実際、家族の形は家庭によって様々ですよね。自分にとっても、本当の家族とは何なのか考えさせられます。そう、”本当じゃないかもしれない家族”の存在があるからこそ浮かぶ疑問ですよね。一緒に住んでいたら家族?血がつながっていたら家族?尽くしてくれる人が家族?私もわかりませんが、優子がなぜグレることもなく育つのか、そのヒントみたいなものが本の中であちこちに散らばっています。

子どもに読ませて

「もしも、優先順位をつけなければいけないのなら、正しい順に並べるべきだ。それなら、たとえ自分の選択に悲しくなることがあったとしても、間違いだったと後悔することはない。」(本文より引用)

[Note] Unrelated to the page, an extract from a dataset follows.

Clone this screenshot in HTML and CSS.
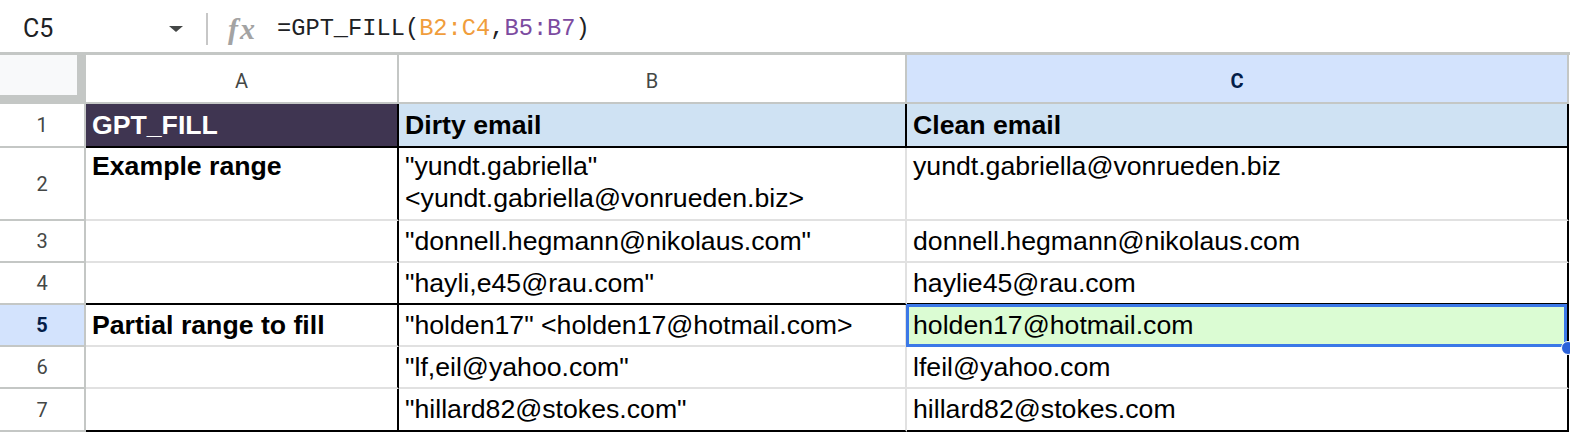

これが大人の言葉ではなく、思春期真っ盛りの女の子の思考なのだからハッとさせられます。一番大切にしなければいけないもの、失ってはいけないものをすでに知っている言葉です。できれば子どもに読んでほしい!小学生高学年から大人まで共感しやすく、読み進めやすい本。ではあるけど、大人も心を揺さぶられる傑作です。読書感想文にも向いているんじゃないかな。個人的に印象的だったページに付箋を貼っていくと、20枚使いましたよ。多ければいいという問題でもないのですが、少なくとも付箋が1枚も貼られない本では感想文は書けませんよね。

トンカツ用のお肉を用意しろ

森宮さんが”娘”にカツ丼を作ってあげるシーンがあります。その他にも色々と、頑張って美味しいものを食べさせようとしてきます。私はこの本を読み終えてから無性にカツ丼を作りたくなり、晩ごはんはトンカツにしました。(カツ丼じゃないんかい)
シンプルに、誰かのために何かを作りたいと思えることは正義だ。そう思えるお話です。

さいごに

この本は2019年の本屋大賞に輝いた作品なので、本に興味がない方でもこの表紙を見かけたことがあるかもしれません。芥川賞や直木賞などの著名な受賞作品ももちろん素敵なのですが、個人的には全国の書店員さんが選ぶ、この「本屋大賞」の方が読みやすく、読者層を選ばない気がします。この本に関しては、タイトルになぞらえて次の読者へ「バトンを繋がなくては」という書店員さんのコメントが多かったです。私も、読んだことがない方へのアプローチができればと思いました。ぜひ、手に取ってみてくださいね。